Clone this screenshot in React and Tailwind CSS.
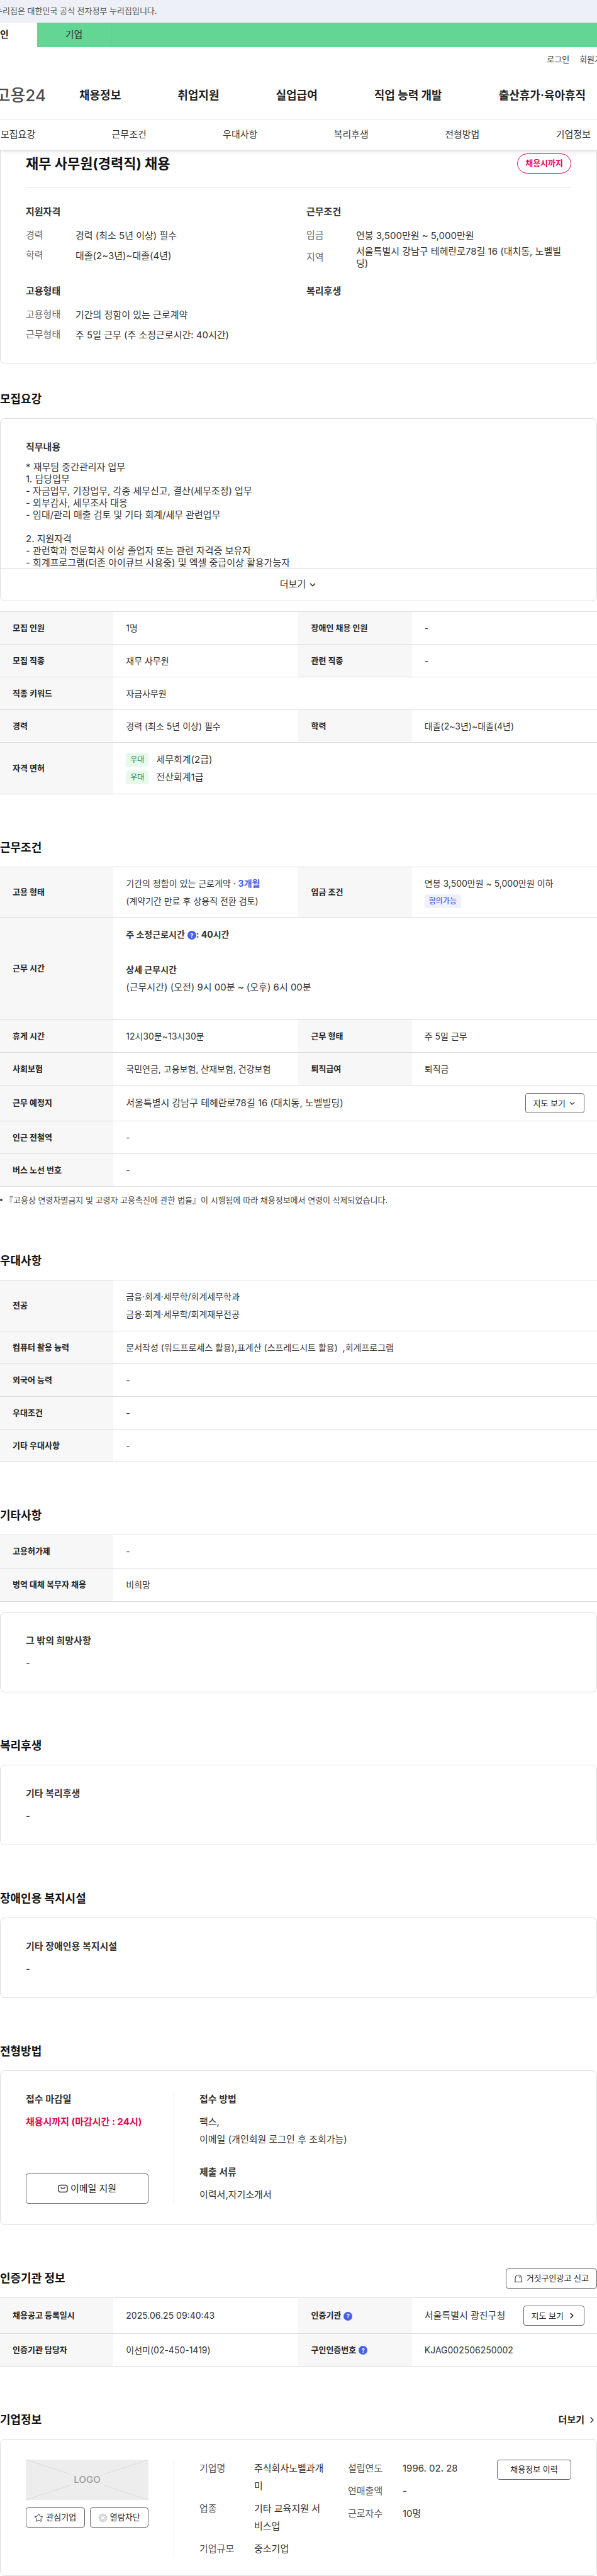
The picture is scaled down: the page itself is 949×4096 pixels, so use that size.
import { ChevronDown, ChevronRight, Star } from 'lucide-react';

const mainMenu = ['채용정보', '취업지원', '실업급여', '직업 능력 개발', '출산휴가·육아휴직'];
const subMenu = ['모집요강', '근무조건', '우대사항', '복리후생', '전형방법', '기업정보'];

const duties = [
  '* 재무팀 중간관리자 업무',
  '1. 담당업무',
  '- 자금업무, 기장업무, 각종 세무신고, 결산(세무조정) 업무',
  '- 외부감사, 세무조사 대응',
  '- 임대/관리 매출 검토 및 기타 회계/세무 관련업무',
  '',
  '2. 지원자격',
  '- 관련학과 전문학사 이상 졸업자 또는 관련 자격증 보유자',
  '- 회계프로그램(더존 아이큐브 사용중) 및 엑셀 중급이상 활용가능자',
];

function Header() {
  return (
    <header className="relative">
      <div className="h-9 bg-[#edf0f6] flex items-center">
        <p className="-ml-2 text-[13px] text-[#555]">누리집은 대한민국 공식 전자정부 누리집입니다.</p>
      </div>
      <div className="h-[39px] bg-[#63d694] flex">
        <a href="#" className="-ml-[59px] w-[118px] bg-white flex items-center justify-center text-[15px] font-bold text-[#222]">개인</a>
        <a href="#" className="w-[118px] border-r border-[#5bc98a] flex items-center justify-center text-[15px] text-[#333]">기업</a>
      </div>
      <div className="h-[39px] -mr-5 flex items-center justify-end gap-4 text-[13px] text-[#333]">
        <a href="#">로그인</a>
        <a href="#">회원가입</a>
      </div>
      <nav className="h-[76px] flex items-center border-b border-[#e6e6e6]">
        <a href="#" className="w-[73px] shrink-0 flex justify-end text-[26px] font-medium text-[#4d4d4d] whitespace-nowrap">고용24</a>
        <div className="ml-[53px] flex gap-[90px] text-lg font-bold text-[#222] whitespace-nowrap">
          {mainMenu.map(m => <a key={m} href="#">{m}</a>)}
        </div>
      </nav>
      <nav className="relative h-12 pl-px pr-2.5 flex items-center justify-between bg-white shadow-md text-[15px] text-[#333]">
        {subMenu.map(m => <a key={m} href="#">{m}</a>)}
      </nav>
    </header>
  );
}

function Heading({ children, right }) {
  return (
    <div className="flex items-center justify-between h-8 mb-3.5">
      <h2 className="text-lg font-bold text-[#111]">{children}</h2>
      {right}
    </div>
  );
}

function Section({ title, right, children }) {
  return (
    <section className="pt-[69px]">
      <Heading right={right}>{title}</Heading>
      {children}
    </section>
  );
}

function NoteCard({ title }) {
  return (
    <div className="h-32 px-10 pt-[33px] border border-[#ddd] rounded-lg">
      <h3 className="text-[15px] leading-6 font-bold text-[#333]">{title}</h3>
      <p className="mt-3 text-[15px] leading-6 text-[#333]">-</p>
    </div>
  );
}

function Table({ children }) {
  return (
    <table className="w-full table-fixed border-collapse border-t border-[#ddd] text-left">
      <colgroup>
        <col className="w-[19%]" />
        <col className="w-[31%]" />
        <col className="w-[19%]" />
        <col className="w-[31%]" />
      </colgroup>
      <tbody>{children}</tbody>
    </table>
  );
}

function Row({ h = 'h-[52px]', children }) {
  return <tr className={`${h} border-b border-[#ddd]`}>{children}</tr>;
}

function Th({ children }) {
  return <th scope="row" className="px-5 bg-[#f7f7f7] text-[13px] font-bold text-[#222]">{children}</th>;
}

function Td({ wide, children }) {
  return <td colSpan={wide ? 3 : 1} className="px-5 text-sm leading-7 text-[#333]">{children}</td>;
}

function Button({ className = '', children }) {
  return (
    <button type="button" className={`flex items-center justify-center border border-[#666] rounded bg-white text-[#222] whitespace-nowrap ${className}`}>
      {children}
    </button>
  );
}

function Help() {
  return (
    <button type="button" aria-label="도움말" className="inline-flex items-center justify-center size-3.5 ml-1 rounded-full bg-[#4461e8] text-[9px] leading-none font-bold text-white align-middle">?</button>
  );
}

function License({ name }) {
  return (
    <li className="flex items-center gap-3 h-[26px] text-[15px]">
      <span className="px-[7px] rounded bg-[#e7f8ed] text-xs leading-[22px] text-[#23843f]">우대</span>
      {name}
    </li>
  );
}

function SummaryGroup({ title, rows }) {
  return (
    <div>
      <h3 className="text-[15px] leading-6 font-bold text-[#333]">{title}</h3>
      <dl className="mt-[9px]">
        {rows.map(([label, value]) => (
          <div key={label} className="flex items-center min-h-8">
            <dt className="w-[79px] shrink-0 text-[15px] text-[#666]">{label}</dt>
            <dd className="text-[15px] leading-[19px] text-[#333] break-all">{value}</dd>
          </div>
        ))}
      </dl>
    </div>
  );
}

function CompanyFacts({ rows }) {
  return (
    <dl className="w-51 space-y-2">
      {rows.map(([label, value]) => (
        <div key={label} className="flex">
          <dt className="w-[87px] shrink-0 text-[15px] leading-7 text-[#555]">{label}</dt>
          <dd className="text-[15px] leading-7 text-[#333] break-all">{value}</dd>
        </div>
      ))}
    </dl>
  );
}

function MailIcon() {
  return (
    <svg width="16" height="14" viewBox="0 0 16 14" fill="none" stroke="#333" strokeWidth="1.4" strokeLinecap="round" className="mr-1" aria-hidden="true">
      <rect x="1" y="1.5" width="14" height="11" rx="3" />
      <path d="M5 5.500c1.200 1.800 4.800 1.800 6 0" />
    </svg>
  );
}

function SirenIcon() {
  return (
    <svg width="14" height="14" viewBox="0 0 14 14" fill="none" stroke="#333" strokeWidth="1.1" className="mr-1.5" aria-hidden="true">
      <path d="M2 12V6.500a5 5 0 0 1 10 0V12M.5 12.500h13M7.500 4c1.200.2 2 1 2.200 2.200" />
    </svg>
  );
}

function BlockIcon() {
  return (
    <svg width="15" height="15" viewBox="0 0 15 15" className="mr-1" aria-hidden="true">
      <circle cx="7.500" cy="7.500" r="7" fill="#d8d8d8" />
      <path d="m5 5 5 5m0-5-5 5" stroke="#fff" strokeWidth="1.500" />
    </svg>
  );
}

function LogoPlaceholder() {
  return (
    <div className="relative h-16 bg-[#ededed]">
      <svg className="size-full" viewBox="0 0 197 64" preserveAspectRatio="none" stroke="#d9d9d9" aria-hidden="true">
        <path d="M0 0 71 23M197 0l-71 23M0 64l71-23M197 64l-71-23" />
      </svg>
      <span className="absolute inset-0 flex items-center justify-center text-[15px] font-medium text-[#999]">LOGO</span>
    </div>
  );
}

export default function App() {
  return (
    <div className="overflow-hidden bg-white pb-px font-[Inter,'Noto_Sans_CJK_KR',sans-serif]">
      <Header />
      <main>
        <section className="h-[341px] px-10 border-x border-b border-[#ddd] rounded-b-lg">
          <div className="flex items-center justify-between h-[61px] pb-4 border-b border-[#e8e8e8]">
            <h1 className="text-[22px] font-bold text-[#111]">재무 사무원(경력직) 채용</h1>
            <span className="flex items-center h-8 px-3 rounded-full border border-[#de0a50] text-[13px] font-bold text-[#de0a50]">채용시까지</span>
          </div>
          <div className="grid grid-cols-[446px_1fr] gap-y-[23px] pt-[26px]">
            <SummaryGroup title="지원자격" rows={[['경력', '경력 (최소 5년 이상) 필수'], ['학력', '대졸(2~3년)~대졸(4년)']]} />
            <SummaryGroup title="근무조건" rows={[['임금', '연봉 3,500만원 ~ 5,000만원'], ['지역', '서울특별시 강남구 테헤란로78길 16 (대치동, 노벨빌딩)']]} />
            <SummaryGroup title="고용형태" rows={[['고용형태', '기간의 정함이 있는 근로계약'], ['근무형태', '주 5일 근무 (주 소정근로시간: 40시간)']]} />
            <SummaryGroup title="복리후생" rows={[]} />
          </div>
        </section>

        <section className="pt-10">
          <Heading>모집요강</Heading>
          <div className="mb-4 border border-[#ddd] rounded-lg">
            <div className="h-[237px] overflow-hidden px-10 pt-[33px]">
              <h3 className="text-[15px] leading-6 font-bold text-[#333]">직무내용</h3>
              <div className="mt-2.5 text-[15px] leading-[19px] text-[#333]">
                {duties.map((d, i) => <p key={i} className="min-h-[19px]">{d}</p>)}
              </div>
            </div>
            <button type="button" className="flex items-center justify-center gap-1 w-full h-[52px] border-t border-[#ddd] text-[15px] text-[#333]">
              더보기 <ChevronDown size={14} strokeWidth={3} />
            </button>
          </div>
          <Table>
            <Row><Th>모집 인원</Th><Td>1명</Td><Th>장애인 채용 인원</Th><Td>-</Td></Row>
            <Row><Th>모집 직종</Th><Td>재무 사무원</Td><Th>관련 직종</Th><Td>-</Td></Row>
            <Row><Th>직종 키워드</Th><Td wide>자금사무원</Td></Row>
            <Row><Th>경력</Th><Td>경력 (최소 5년 이상) 필수</Td><Th>학력</Th><Td>대졸(2~3년)~대졸(4년)</Td></Row>
            <Row h="h-[82px]">
              <Th>자격 면허</Th>
              <Td wide>
                <ul className="space-y-0.5">
                  <License name="세무회계(2급)" />
                  <License name="전산회계1급" />
                </ul>
              </Td>
            </Row>
          </Table>
        </section>

        <Section title="근무조건">
          <Table>
            <Row h="h-20">
              <Th>고용 형태</Th>
              <Td>
                <p>기간의 정함이 있는 근로계약 <strong className="text-[#4461e8]">· 3개월</strong></p>
                <p>(계약기간 만료 후 상용직 전환 검토)</p>
              </Td>
              <Th>임금 조건</Th>
              <Td>
                <p>연봉 3,500만원 ~ 5,000만원 이하</p>
                <p className="flex items-center h-7"><span className="px-[7px] rounded bg-[#eff1fe] text-xs leading-[22px] font-medium text-[#4461e8]">협의가능</span></p>
              </Td>
            </Row>
            <Row h="h-[163px]">
              <Th>근무 시간</Th>
              <Td wide>
                <p className="font-bold">주 소정근로시간<Help />: 40시간</p>
                <p className="mt-7 font-bold">상세 근무시간</p>
                <p className="mb-6 text-[15px]">(근무시간) (오전) 9시 00분 ~ (오후) 6시 00분</p>
              </Td>
            </Row>
            <Row><Th>휴게 시간</Th><Td>12시30분~13시30분</Td><Th>근무 형태</Th><Td>주 5일 근무</Td></Row>
            <Row><Th>사회보험</Th><Td>국민연금, 고용보험, 산재보험, 건강보험</Td><Th>퇴직급여</Th><Td>퇴직금</Td></Row>
            <Row h="h-[57px]">
              <Th>근무 예정지</Th>
              <Td wide>
                <div className="flex items-center justify-between text-[15px]">
                  서울특별시 강남구 테헤란로78길 16 (대치동, 노벨빌딩)
                  <Button className="h-8 px-3 gap-1 text-[13px]">지도 보기 <ChevronDown size={13} strokeWidth={2.5} /></Button>
                </div>
              </Td>
            </Row>
            <Row><Th>인근 전철역</Th><Td wide>-</Td></Row>
            <Row><Th>버스 노선 번호</Th><Td wide>-</Td></Row>
          </Table>
          <p className="flex items-center pt-2.5 pb-px text-[13px] leading-[22px] text-[#444]">
            <span className="size-1 mr-1 rounded-full bg-[#444]" />
            『고용상 연령차별금지 및 고령자 고용촉진에 관한 법률』이 시행됨에 따라 채용정보에서 연령이 삭제되었습니다.
          </p>
        </Section>

        <Section title="우대사항">
          <Table>
            <Row h="h-[81px]">
              <Th>전공</Th>
              <Td wide>
                <p>금융·회계·세무학/회계세무학과</p>
                <p>금융·회계·세무학/회계재무전공</p>
              </Td>
            </Row>
            <Row><Th>컴퓨터 활용 능력</Th><Td wide>문서작성 (워드프로세스 활용),표계산 (스프레드시트 활용) &nbsp;,회계프로그램</Td></Row>
            <Row><Th>외국어 능력</Th><Td wide>-</Td></Row>
            <Row><Th>우대조건</Th><Td wide>-</Td></Row>
            <Row><Th>기타 우대사항</Th><Td wide>-</Td></Row>
          </Table>
        </Section>

        <Section title="기타사항">
          <Table>
            <Row h="h-[53px]"><Th>고용허가제</Th><Td wide>-</Td></Row>
            <Row h="h-[53px]"><Th>병역 대체 복무자 채용</Th><Td wide>비희망</Td></Row>
          </Table>
          <div className="pt-4">
            <NoteCard title="그 밖의 희망사항" />
          </div>
        </Section>

        <Section title="복리후생">
          <NoteCard title="기타 복리후생" />
        </Section>

        <Section title="장애인용 복지시설">
          <NoteCard title="기타 장애인용 복지시설" />
        </Section>

        <Section title="전형방법">
          <div className="flex px-10 py-[33px] border border-[#ddd] rounded-lg">
            <div className="flex flex-col w-[236px] pr-10 border-r border-[#e8e8e8]">
              <h3 className="text-[15px] leading-6 font-bold text-[#333]">접수 마감일</h3>
              <p className="mt-2.5 text-[15px] leading-7 font-bold text-[#de0a50] whitespace-nowrap">채용시까지 (마감시간 : 24시)</p>
              <Button className="mt-auto h-12 text-[15px]"><MailIcon />이메일 지원</Button>
            </div>
            <div className="pl-10 text-[15px] leading-7 text-[#333]">
              <h3 className="leading-6 font-bold">접수 방법</h3>
              <p className="mt-2.5">팩스,</p>
              <p>이메일 (개인회원 로그인 후 조회가능)</p>
              <h3 className="mt-[26px] leading-6 font-bold">제출 서류</h3>
              <p className="mt-2.5">이력서,자기소개서</p>
            </div>
          </div>
        </Section>

        <Section title="인증기관 정보" right={<Button className="h-8 px-3 text-[13px]"><SirenIcon />거짓구인광고 신고</Button>}>
          <Table>
            <Row h="h-[57px]">
              <Th>채용공고 등록일시</Th>
              <Td>2025.06.25 09:40:43</Td>
              <Th>인증기관<Help /></Th>
              <Td>
                <div className="flex items-center justify-between text-[15px] whitespace-nowrap">
                  서울특별시 광진구청
                  <Button className="h-8 px-3 gap-1.5 text-[13px]">지도 보기 <ChevronRight size={14} strokeWidth={3} /></Button>
                </div>
              </Td>
            </Row>
            <Row><Th>인증기관 담당자</Th><Td>이선미(02-450-1419)</Td><Th>구인인증번호<Help /></Th><Td>KJAG002506250002</Td></Row>
          </Table>
        </Section>

        <Section title="기업정보" right={<a href="#" className="flex items-center gap-1 text-[15px] font-bold text-[#222]">더보기 <ChevronRight size={16} /></a>}>
          <div className="flex h-[218px] px-10 py-8 border border-[#ddd] rounded-lg">
            <div className="w-[236px] shrink-0 pr-10 border-r border-[#e8e8e8]">
              <LogoPlaceholder />
              <div className="flex gap-2 mt-3">
                <Button className="flex-1 h-8 text-[13px]"><Star size={15} strokeWidth={1.5} className="mr-1" />관심기업</Button>
                <Button className="flex-1 h-8 text-[13px]"><BlockIcon />열람차단</Button>
              </div>
            </div>
            <div className="flex flex-1 gap-8 pl-10">
              <CompanyFacts rows={[['기업명', '주식회사노벨과개미'], ['업종', '기타 교육지원 서비스업'], ['기업규모', '중소기업']]} />
              <CompanyFacts rows={[['설립연도', '1996. 02. 28'], ['연매출액', '-'], ['근로자수', '10명']]} />
            </div>
            <Button className="w-[118px] h-8 shrink-0 text-[13px]">채용정보 이력</Button>
          </div>
        </Section>
      </main>
    </div>
  );
}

=====

Repeat the span of lines that opens with the line holding "The picture is" and closes with the line holding "['모집요강', '근무조건', '우대사항', '복리후생', '전형방법', '기업정보'];", exactly as it stands.

## Result of the task
The picture is scaled down: the page itself is 949×4096 pixels, so use that size.
import { ChevronDown, ChevronRight, Star } from 'lucide-react';

const mainMenu = ['채용정보', '취업지원', '실업급여', '직업 능력 개발', '출산휴가·육아휴직'];
const subMenu = ['모집요강', '근무조건', '우대사항', '복리후생', '전형방법', '기업정보'];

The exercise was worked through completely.